I appreciate the red-team of a commonly-discussed AI governance proposal. I’m confused about the section on race dynamics:
How are the spoils of winning larger under the Windfall clause? I suppose the spoils of being part of the Windfall clause are large (i.e., if the top 20 labs get to participate in the clause, then it’s really important to be in the top 20). But it seems to be like the dangers of race dynamics are primarily concentrated in the desire to be in 1st place—that is, the top 3-5 actors racing really hard against each other seem like the thing that actually causes people to develop/deploy systems prematurely.
The 401(k) point seems very confusing to me. I think you mention somewhere that “many people own some Microsoft and Google”, but this seems pretty unpersuasive. The Rich and Powerful People who own way more Microsoft and Google than everyone else are the ones who will disproportionately benefit. If people who own 0.0000000000000000001% of Microsoft are going to be able to influence the post-TAI future, I don’t think it’s going to be because of their investment portfolio (but maybe it’ll happen if the people who are in control of TAI do something like deliberative democracy).
In summary, I don’t see how the Windfall Clause reduces race dynamics (particularly the racing between the top 1-5 actors, which is where I expect most of the danger comes from). When I imagine myself being one of the top 5 actors, I feel more comfortable “losing the race” if I’ve signed a Windfall Clause than if I’m relying on traditional corporate governance.
I think the claim is:
No windfall clause: the CEO gets 10% of profits to spend on whatever they want (because they own 10% of the company)
Windfall clause: the CEO gets 5% of profits to spend on whatever they want (because they own 10% of the company and half of the profits are distributed to shareholders) + 50% of profits to spend on charity (because 50% of profits go to the windfall, which they choose how to distribute)
And maybe CEOs prefer 5% personal + 50% charity to 10% personal
So the windfall clause makes racing dynamics worse
Yup, this is a good summary.
Ah, thanks for the summary of the claim. Apologies for misunderstanding this in my initial skim.
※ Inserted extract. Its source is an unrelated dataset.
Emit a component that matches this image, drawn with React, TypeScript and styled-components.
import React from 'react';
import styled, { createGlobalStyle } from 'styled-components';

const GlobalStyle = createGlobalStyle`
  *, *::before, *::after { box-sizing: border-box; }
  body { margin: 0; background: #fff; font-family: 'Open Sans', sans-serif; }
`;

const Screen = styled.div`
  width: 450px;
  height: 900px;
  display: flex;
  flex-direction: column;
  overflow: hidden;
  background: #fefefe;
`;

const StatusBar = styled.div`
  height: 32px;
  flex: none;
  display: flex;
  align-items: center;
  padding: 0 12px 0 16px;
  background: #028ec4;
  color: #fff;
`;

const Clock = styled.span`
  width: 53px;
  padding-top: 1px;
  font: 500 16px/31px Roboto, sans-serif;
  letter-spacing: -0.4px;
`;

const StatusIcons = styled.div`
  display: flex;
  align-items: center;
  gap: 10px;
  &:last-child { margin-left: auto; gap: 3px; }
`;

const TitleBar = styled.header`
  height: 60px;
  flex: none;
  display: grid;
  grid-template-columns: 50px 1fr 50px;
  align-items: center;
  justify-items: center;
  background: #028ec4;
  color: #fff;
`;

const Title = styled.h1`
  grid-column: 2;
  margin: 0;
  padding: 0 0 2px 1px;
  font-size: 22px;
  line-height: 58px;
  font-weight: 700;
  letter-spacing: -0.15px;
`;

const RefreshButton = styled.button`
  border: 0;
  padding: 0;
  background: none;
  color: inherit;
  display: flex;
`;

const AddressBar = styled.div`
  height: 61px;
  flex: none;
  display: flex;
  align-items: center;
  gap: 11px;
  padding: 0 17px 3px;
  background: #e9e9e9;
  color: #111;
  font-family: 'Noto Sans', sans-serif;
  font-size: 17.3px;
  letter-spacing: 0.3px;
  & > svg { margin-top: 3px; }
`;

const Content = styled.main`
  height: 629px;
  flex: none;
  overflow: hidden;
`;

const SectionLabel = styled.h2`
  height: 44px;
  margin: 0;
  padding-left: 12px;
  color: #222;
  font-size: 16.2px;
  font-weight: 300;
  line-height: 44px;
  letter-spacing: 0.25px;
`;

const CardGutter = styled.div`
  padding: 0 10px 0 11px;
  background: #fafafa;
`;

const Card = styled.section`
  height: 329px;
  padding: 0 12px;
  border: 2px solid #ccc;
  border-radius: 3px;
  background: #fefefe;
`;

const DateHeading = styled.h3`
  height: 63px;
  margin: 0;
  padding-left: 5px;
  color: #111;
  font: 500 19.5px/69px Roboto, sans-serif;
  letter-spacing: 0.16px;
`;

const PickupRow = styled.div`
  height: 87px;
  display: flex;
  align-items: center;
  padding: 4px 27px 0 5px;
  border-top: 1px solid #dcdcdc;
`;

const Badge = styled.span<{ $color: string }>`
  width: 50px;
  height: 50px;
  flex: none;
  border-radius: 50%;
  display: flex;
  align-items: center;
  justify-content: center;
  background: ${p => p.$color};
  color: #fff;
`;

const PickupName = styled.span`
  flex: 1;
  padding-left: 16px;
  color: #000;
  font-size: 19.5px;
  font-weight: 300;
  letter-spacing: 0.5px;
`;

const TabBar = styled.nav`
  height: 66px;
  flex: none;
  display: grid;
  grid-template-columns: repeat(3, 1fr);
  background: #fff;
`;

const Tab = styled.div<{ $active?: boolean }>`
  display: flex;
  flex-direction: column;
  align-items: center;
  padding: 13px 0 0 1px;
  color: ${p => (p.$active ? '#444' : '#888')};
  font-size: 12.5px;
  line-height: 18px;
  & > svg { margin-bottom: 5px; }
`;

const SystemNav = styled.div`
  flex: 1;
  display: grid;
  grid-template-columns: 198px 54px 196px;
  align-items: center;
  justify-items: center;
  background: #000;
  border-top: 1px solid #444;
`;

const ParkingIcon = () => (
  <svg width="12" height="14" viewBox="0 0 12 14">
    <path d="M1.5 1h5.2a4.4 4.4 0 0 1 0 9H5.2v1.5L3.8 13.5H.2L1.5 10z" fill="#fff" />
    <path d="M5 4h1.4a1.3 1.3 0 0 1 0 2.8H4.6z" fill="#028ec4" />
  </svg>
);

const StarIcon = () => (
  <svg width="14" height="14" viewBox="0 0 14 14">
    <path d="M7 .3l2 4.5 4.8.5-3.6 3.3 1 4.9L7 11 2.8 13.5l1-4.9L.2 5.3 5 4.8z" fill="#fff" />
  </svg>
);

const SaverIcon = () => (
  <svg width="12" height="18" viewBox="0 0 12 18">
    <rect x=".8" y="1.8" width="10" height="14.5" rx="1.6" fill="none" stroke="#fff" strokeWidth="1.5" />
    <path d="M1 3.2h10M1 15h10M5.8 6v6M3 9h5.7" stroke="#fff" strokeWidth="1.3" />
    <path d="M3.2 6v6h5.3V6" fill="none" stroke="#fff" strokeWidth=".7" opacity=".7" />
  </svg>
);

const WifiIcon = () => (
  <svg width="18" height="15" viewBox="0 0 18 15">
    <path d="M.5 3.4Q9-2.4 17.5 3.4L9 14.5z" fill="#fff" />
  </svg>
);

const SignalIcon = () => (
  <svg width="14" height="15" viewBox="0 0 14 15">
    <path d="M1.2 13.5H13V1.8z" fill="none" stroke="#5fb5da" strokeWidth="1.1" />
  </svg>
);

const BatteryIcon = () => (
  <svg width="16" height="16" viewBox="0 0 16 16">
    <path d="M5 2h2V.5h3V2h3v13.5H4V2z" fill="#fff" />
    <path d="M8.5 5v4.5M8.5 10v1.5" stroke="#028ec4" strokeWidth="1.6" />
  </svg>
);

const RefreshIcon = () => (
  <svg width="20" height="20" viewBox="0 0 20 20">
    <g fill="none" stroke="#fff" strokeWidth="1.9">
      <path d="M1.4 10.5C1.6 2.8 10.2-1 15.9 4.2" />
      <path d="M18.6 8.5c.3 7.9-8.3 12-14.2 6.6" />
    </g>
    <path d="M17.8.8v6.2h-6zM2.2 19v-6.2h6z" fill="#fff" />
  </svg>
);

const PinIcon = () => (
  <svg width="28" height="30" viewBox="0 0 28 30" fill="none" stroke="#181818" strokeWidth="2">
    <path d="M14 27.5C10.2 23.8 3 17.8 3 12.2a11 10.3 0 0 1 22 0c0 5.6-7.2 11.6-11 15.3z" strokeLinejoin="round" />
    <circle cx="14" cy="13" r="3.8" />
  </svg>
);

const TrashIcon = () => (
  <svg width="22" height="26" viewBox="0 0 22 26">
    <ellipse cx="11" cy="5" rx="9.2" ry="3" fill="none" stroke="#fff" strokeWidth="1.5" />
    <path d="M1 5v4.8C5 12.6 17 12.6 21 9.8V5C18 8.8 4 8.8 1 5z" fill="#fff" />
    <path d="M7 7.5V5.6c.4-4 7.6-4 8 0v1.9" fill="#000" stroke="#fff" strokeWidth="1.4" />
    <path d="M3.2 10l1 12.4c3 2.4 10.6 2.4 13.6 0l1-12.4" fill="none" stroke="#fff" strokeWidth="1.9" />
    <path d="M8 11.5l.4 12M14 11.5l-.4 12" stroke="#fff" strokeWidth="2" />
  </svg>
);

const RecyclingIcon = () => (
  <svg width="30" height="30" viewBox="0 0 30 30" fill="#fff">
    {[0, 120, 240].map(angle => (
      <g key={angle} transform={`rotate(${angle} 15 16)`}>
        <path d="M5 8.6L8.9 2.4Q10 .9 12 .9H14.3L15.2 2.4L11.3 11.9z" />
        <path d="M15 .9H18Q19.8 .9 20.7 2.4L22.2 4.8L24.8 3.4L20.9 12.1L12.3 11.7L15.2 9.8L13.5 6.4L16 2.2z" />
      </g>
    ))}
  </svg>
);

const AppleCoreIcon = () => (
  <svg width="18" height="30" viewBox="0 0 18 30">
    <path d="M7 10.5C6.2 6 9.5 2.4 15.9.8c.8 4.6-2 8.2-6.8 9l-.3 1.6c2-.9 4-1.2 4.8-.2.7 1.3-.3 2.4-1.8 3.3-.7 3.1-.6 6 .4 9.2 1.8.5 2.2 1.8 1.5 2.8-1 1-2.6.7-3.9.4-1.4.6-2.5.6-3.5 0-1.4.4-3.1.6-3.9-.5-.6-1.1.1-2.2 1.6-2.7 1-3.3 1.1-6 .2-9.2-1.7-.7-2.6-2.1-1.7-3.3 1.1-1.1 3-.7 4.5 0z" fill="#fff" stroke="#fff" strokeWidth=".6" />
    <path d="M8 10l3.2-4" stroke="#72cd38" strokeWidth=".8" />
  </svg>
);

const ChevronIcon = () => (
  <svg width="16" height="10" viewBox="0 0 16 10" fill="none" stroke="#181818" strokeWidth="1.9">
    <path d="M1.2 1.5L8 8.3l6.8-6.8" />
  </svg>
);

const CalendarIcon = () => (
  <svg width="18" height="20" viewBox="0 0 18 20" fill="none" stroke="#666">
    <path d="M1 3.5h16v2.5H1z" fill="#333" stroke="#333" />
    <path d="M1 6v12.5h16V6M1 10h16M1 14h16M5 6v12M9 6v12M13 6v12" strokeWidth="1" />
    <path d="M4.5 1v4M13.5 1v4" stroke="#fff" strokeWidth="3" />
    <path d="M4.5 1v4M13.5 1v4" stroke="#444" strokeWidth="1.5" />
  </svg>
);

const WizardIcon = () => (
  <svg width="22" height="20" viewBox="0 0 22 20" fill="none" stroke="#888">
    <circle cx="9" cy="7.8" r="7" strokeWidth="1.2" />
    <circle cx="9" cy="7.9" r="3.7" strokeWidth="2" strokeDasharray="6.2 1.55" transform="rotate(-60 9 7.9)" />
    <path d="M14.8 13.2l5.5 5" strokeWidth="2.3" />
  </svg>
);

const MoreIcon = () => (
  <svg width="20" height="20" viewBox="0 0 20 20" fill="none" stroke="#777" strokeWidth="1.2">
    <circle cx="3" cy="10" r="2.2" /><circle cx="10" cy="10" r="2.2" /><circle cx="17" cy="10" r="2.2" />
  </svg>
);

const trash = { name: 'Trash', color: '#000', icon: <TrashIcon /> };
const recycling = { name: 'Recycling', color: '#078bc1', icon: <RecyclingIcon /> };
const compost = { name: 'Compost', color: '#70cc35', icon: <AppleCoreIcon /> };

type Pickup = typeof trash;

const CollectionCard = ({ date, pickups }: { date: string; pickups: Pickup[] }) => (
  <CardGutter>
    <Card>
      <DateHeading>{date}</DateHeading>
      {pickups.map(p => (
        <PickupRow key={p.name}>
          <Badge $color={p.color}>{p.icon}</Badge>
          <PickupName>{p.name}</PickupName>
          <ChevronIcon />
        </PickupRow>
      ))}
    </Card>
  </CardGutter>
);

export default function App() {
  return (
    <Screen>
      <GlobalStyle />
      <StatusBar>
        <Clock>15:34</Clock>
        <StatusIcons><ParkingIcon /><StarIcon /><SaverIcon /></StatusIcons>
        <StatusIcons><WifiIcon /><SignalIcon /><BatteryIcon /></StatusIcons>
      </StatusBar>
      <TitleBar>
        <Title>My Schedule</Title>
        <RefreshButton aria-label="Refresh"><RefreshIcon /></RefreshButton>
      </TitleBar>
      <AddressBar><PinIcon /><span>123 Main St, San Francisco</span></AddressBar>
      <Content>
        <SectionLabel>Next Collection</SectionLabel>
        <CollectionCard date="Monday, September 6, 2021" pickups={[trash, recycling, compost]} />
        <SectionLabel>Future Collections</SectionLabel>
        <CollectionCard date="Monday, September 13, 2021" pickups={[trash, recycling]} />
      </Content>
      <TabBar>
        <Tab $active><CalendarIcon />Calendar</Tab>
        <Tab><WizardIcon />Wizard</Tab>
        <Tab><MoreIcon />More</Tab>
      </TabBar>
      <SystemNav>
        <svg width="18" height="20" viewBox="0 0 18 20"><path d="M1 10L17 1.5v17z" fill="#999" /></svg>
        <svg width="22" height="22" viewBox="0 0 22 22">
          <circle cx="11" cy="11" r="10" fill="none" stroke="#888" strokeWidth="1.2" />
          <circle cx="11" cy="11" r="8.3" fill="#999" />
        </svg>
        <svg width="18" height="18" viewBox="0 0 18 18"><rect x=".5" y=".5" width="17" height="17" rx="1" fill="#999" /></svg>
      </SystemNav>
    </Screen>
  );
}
I agree with Rameon’s comment.
I think Ben West correctly captured my primary argument, so I’ll just address a minor subpoint.
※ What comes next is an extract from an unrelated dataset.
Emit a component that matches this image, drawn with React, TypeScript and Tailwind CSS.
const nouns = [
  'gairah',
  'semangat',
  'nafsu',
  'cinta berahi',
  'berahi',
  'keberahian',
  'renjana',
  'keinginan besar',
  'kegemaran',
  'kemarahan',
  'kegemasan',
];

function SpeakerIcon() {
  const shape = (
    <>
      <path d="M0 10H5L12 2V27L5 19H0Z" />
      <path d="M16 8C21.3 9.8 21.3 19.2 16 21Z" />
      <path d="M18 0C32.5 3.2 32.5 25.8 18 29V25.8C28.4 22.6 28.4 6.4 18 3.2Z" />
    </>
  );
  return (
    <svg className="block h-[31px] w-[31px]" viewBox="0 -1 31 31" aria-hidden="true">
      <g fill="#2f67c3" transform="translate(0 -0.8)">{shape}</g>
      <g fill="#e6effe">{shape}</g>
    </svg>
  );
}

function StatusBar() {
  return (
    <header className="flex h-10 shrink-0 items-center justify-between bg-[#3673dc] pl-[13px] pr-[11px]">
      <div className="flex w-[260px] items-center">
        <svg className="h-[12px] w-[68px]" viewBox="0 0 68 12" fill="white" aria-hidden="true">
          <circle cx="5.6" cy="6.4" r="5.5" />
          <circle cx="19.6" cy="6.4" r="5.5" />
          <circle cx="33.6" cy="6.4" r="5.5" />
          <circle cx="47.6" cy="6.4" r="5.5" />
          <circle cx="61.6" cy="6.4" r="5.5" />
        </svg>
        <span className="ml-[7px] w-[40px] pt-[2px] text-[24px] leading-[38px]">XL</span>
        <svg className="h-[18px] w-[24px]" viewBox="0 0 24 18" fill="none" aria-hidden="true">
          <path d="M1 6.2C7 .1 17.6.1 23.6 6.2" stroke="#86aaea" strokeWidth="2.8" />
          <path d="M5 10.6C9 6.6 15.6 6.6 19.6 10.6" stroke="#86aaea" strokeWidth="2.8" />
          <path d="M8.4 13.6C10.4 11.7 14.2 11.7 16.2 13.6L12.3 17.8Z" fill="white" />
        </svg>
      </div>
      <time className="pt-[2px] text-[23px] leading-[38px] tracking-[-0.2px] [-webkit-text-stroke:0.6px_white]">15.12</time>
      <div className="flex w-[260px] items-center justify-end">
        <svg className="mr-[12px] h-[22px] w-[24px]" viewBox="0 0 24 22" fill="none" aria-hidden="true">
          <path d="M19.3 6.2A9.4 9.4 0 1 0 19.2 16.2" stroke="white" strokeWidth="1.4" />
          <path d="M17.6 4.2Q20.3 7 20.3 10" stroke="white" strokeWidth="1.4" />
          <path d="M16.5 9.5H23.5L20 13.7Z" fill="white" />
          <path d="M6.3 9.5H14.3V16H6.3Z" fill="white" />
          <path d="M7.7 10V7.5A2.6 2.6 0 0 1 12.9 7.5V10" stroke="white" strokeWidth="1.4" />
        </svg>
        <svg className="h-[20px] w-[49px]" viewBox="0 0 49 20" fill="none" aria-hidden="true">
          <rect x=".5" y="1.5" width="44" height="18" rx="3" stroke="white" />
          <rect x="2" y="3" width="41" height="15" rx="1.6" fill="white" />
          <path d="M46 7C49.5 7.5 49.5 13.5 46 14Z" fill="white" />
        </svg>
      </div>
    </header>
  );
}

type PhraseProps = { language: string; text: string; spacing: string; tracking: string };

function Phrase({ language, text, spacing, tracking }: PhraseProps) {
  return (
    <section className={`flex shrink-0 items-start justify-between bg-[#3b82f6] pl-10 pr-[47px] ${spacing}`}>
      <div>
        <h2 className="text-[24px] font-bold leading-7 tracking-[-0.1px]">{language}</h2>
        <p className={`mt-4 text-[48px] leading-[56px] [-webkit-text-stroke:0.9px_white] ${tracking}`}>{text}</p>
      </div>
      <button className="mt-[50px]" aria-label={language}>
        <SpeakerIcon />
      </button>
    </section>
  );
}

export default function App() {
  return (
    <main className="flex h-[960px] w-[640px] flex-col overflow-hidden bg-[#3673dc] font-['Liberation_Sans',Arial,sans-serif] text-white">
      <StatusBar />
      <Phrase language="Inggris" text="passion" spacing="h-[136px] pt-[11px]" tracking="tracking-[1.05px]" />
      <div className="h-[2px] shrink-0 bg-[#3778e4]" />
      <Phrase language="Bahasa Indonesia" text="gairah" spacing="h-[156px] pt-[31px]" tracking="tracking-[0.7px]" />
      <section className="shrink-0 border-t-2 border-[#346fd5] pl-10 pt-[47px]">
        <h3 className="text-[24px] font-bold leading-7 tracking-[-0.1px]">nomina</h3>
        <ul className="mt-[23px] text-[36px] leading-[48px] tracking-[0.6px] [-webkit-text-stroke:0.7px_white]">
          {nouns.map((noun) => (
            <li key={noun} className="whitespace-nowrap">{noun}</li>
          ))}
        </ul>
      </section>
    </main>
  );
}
Firstly, I’m not sure where you’re getting ‘0.0000000000000000001%’. MSFT has a total sharecount of around 7.5bn, so if you own a single share ( $248.59 at time of writing) that’s over 100,000,000,000x more than you suggest. Even if you own a single share of an S&P500 ETF, and hence only a fractional share of MSFT, you’re still off by many orders of magnitude.
Secondly, it’s unclear which of two points in the post you’re referring to, partly because instead of actually quoting a section of the post you instead made up a fake quote.
One argument, about egalitarianism, mentions GOOGL and MSFT:
This argument is a relative argument. With over half of all Americans having some exposure to the stock market, even though the distribution is far from equal, it is far less concentrated than a world where the CEO directly controls the windfall.
I don’t think this is a super important argument though, as I mention, because I am a lot more concerned about AI race dynamics than egalitarianism.
The second argument, about CEO incentives and race dynamics, mentions 401(k)s:
I expect AGI firm CEOs, which are the people whose incentives we primarily care about, to be reasonably wealthy, either from previous entrepreneurship or just compensation from the job, so they would likely have significant wealth invested in the stock market. The “Rich and Powerful People who own way more Microsoft and Google than everyone else [and] are the ones who will disproportionately benefit” include the competitor CEOs (and VCs, management teams, etc.) whose incentives determine how bad AI races will be.
This argument is not about egalitarianism or fairness or inclusion; it is simply about race dynamics. For this purpose, inequality is actually advantageous, as increases the rewards for the most influential actors for not racing.
But I don’t actually regard either of these points as the key part of the overall argument.
What if it’s payed as tax to a democratically elected world government?